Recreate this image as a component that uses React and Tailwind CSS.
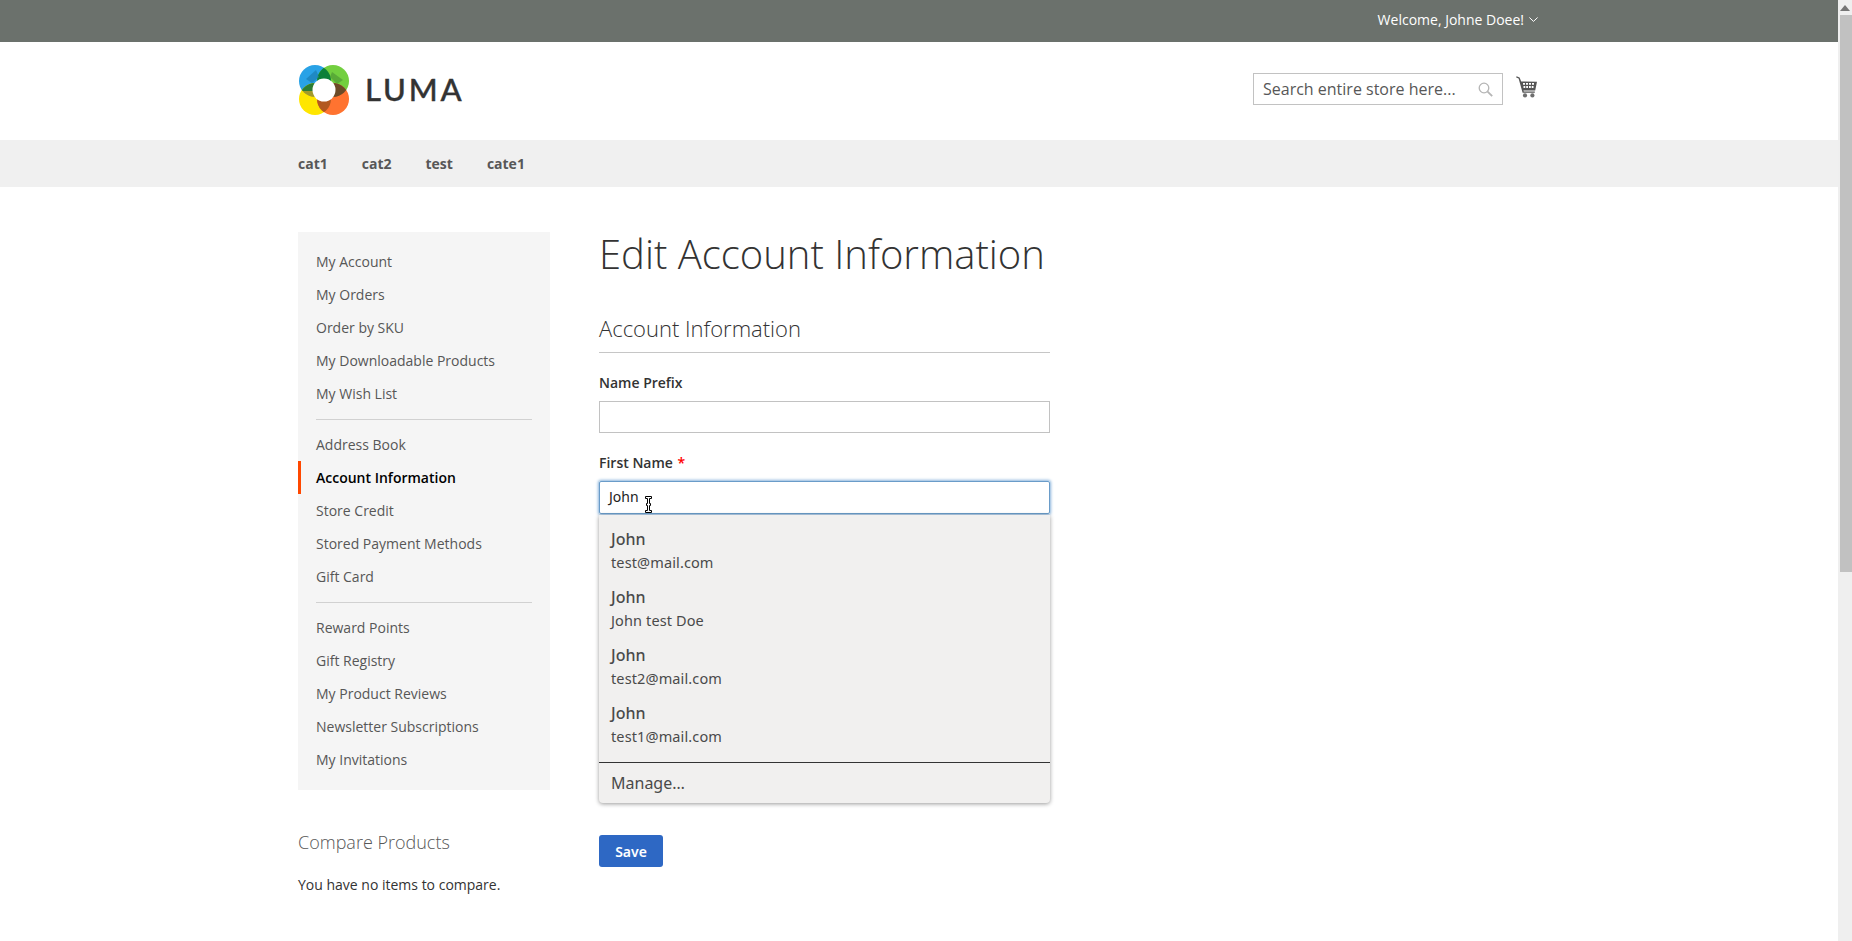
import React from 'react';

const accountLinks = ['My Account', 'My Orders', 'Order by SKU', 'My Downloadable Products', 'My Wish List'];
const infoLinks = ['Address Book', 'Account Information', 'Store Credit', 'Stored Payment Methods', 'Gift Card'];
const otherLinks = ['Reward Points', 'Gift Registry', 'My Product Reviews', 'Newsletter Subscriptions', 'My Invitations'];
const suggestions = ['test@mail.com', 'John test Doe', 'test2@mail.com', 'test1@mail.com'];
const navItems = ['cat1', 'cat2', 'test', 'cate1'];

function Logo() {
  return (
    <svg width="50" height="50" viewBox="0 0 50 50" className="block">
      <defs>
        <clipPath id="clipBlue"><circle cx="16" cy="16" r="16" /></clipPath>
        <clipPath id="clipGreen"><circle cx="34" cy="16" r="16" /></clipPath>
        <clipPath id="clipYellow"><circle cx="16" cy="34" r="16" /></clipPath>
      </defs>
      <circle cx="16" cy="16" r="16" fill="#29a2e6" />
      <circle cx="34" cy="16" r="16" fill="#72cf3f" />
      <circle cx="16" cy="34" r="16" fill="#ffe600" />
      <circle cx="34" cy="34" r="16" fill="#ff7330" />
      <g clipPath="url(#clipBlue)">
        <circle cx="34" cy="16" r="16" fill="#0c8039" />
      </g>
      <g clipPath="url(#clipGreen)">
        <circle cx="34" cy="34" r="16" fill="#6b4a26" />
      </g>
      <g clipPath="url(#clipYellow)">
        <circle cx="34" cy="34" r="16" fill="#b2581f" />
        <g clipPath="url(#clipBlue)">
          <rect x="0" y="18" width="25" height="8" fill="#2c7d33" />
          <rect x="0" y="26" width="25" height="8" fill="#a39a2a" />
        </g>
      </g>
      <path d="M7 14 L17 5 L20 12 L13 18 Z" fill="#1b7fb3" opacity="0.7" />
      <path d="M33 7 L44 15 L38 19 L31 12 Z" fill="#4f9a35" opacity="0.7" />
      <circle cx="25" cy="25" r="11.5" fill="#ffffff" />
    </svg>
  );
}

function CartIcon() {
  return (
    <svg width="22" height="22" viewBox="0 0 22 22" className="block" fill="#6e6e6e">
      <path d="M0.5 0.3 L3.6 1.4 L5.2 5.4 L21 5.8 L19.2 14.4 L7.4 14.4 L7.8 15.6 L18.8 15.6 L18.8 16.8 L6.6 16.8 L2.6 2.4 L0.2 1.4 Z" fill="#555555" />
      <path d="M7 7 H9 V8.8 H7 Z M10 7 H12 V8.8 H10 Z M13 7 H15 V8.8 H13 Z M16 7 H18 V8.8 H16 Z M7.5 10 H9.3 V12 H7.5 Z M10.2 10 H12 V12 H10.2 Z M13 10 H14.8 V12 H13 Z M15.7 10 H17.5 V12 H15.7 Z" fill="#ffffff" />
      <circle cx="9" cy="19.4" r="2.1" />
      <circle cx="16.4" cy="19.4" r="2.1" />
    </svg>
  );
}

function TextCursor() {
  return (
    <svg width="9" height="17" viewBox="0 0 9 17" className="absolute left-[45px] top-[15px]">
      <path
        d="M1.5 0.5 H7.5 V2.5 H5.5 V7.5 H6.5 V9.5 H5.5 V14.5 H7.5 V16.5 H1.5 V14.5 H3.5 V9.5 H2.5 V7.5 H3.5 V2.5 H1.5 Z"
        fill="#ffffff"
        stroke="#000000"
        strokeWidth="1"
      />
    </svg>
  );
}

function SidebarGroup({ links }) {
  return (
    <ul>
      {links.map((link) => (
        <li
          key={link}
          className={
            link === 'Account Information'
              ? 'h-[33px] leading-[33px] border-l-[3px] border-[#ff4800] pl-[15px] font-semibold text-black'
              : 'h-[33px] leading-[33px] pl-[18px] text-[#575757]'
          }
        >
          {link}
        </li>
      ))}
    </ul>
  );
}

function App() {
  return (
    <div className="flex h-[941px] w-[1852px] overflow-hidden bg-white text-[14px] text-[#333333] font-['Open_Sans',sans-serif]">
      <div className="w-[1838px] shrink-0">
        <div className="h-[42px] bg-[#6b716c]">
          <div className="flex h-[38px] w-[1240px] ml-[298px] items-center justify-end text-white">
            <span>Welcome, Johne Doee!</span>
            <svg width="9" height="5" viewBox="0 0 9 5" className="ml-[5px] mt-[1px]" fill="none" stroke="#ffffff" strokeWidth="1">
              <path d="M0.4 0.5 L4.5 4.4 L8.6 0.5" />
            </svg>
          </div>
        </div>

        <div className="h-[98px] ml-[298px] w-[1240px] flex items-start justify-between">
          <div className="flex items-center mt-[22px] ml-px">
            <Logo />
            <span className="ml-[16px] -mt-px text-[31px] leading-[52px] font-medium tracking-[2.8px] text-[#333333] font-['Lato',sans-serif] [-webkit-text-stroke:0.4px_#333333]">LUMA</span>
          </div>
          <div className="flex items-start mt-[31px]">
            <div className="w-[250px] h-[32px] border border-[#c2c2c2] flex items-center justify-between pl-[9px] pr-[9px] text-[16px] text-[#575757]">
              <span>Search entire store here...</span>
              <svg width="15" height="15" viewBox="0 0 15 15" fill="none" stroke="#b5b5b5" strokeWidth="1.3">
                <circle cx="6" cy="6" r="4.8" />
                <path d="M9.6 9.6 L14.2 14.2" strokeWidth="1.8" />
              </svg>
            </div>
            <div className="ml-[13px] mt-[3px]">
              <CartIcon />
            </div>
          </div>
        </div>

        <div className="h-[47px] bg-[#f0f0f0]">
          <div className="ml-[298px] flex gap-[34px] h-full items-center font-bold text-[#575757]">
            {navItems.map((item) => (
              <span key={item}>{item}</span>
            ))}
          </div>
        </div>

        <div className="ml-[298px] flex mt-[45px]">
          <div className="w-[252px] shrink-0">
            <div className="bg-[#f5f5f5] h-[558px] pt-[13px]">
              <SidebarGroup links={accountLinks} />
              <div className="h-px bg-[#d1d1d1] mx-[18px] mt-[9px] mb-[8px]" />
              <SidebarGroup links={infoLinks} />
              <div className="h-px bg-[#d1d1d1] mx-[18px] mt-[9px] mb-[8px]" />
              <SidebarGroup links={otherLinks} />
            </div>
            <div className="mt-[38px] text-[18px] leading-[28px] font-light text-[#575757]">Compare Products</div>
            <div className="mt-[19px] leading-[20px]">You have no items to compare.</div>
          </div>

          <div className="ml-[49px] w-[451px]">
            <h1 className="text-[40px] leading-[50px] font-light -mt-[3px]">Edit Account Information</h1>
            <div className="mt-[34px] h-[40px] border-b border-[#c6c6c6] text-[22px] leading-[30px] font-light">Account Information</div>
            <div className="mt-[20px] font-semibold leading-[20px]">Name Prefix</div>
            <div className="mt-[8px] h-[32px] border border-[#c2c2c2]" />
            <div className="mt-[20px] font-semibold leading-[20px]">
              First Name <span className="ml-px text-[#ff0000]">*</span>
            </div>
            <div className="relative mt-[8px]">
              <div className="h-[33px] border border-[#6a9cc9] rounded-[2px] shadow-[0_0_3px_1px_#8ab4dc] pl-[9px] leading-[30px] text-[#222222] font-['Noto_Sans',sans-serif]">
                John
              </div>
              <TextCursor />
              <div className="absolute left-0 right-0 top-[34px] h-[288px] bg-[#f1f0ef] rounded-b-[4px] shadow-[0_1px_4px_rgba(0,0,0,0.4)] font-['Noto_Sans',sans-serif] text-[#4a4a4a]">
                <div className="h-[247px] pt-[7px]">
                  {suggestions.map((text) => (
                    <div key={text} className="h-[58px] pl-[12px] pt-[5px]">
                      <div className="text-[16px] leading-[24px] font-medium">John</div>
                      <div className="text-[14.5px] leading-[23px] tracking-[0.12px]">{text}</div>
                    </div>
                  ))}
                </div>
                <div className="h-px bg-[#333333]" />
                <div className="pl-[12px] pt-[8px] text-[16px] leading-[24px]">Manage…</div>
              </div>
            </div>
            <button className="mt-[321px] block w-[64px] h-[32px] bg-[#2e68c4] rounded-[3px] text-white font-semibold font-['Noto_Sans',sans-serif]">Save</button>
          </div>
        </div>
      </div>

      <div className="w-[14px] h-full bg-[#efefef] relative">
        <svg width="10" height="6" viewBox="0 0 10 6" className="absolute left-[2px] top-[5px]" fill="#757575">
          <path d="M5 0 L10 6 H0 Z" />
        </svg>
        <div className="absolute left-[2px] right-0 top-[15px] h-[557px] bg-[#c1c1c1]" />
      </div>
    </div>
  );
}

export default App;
════════════════
Please repeat exactly the data above from its first line to the line that contains "import React from 'react';", inclusive, and leave every picture out.

**Result for this task**
Recreate this image as a component that uses React and Tailwind CSS.
import React from 'react';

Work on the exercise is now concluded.